There exist other signed-digit bases such that the base ${\displaystyle b\neq \alpha +\beta +1}$. A notable examples of this is Booth encoding, which has ${\displaystyle \alpha =1}$ and ${\displaystyle \beta =1}$, with digits of value ${\displaystyle \lbrace {\bar {1}},0,1\rbrace }$, but which uses a base ${\displaystyle b=2<3=\alpha +\beta +1}$. The standard binary numeral system would only use digits of value ${\displaystyle \lbrace 0,1\rbrace }$.

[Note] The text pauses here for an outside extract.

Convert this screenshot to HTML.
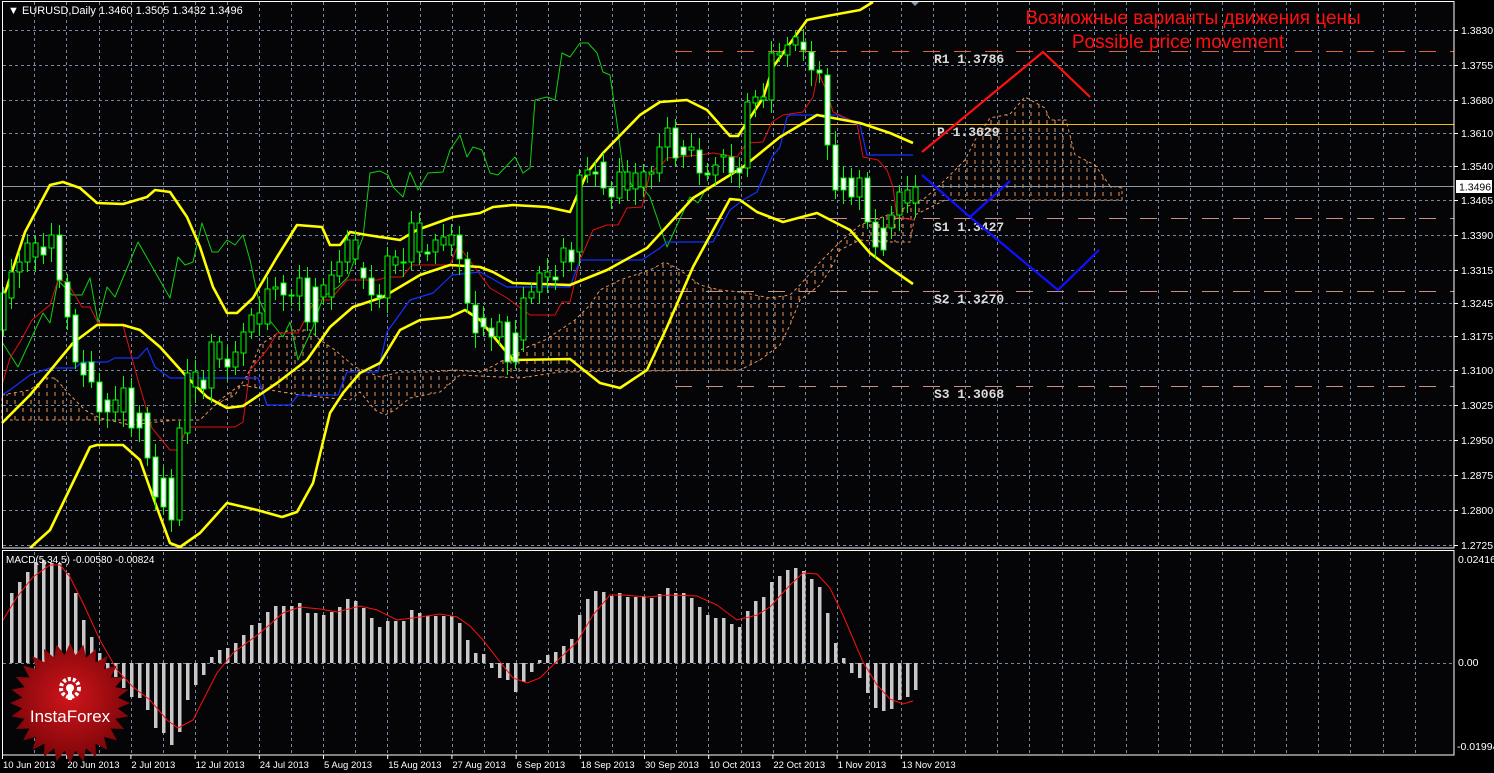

Note that non-standard signed-digit representations are not unique. For instance:

${\displaystyle 0111_{2}=4+2+1=7}$
${\displaystyle 10{\bar {1}}1_{2}=8-2+1=7}$
${\displaystyle 1{\bar {1}}11_{2}=8-4+2+1=7}$
${\displaystyle 100{\bar {1}}_{2}=8-1=7}$

The non-adjacent form (NAF) of Booth encoding does guarantee a unique representation for every integer value. However, this only applies for integer values. For example, consider the following repeating binary numbers in NAF,

${\displaystyle (0.101010\ldots )_{2}={\frac {2}{3}}=(1.0{\bar {1}}0{\bar {1}}0{\bar {1}}\ldots )_{2}}$

In written and spoken language

The oral and written forms of numbers in the Punjabi language use a form of a negative numeral one written as una or un.[8] This negative one is used to form 19, 29, …, 89 from the root for 20, 30, …, 90. Explicitly, here are the numbers:

• 19 unni, 20 vih, 21 ikki
• 29 unatti, 30 tih, 31 ikatti
• 39 untali, 40 chali, 41 iktali
• 49 unanja, 50 panjah, 51 ikvanja
• 59 unahat, 60 sath, 61 ikahat
• 69 unattar, 70 sattar, 71 ikhattar
• 79 unasi, 80 assi, 81 ikiasi
• 89 unanve, 90 nabbe, 91 ikinnaven.

Similarly, the Sesotho language utilizes negative numerals to form 8's and 9's.

• 8 robeli (/Ro-bay-dee/) meaning "break two" i.e. two fingers down
• 9 robong (/Ro-bong/) meaning "break one" i.e. one finger down

In the English language it is common to refer to times as, for example, 'seven til three', 'til' performing the negation.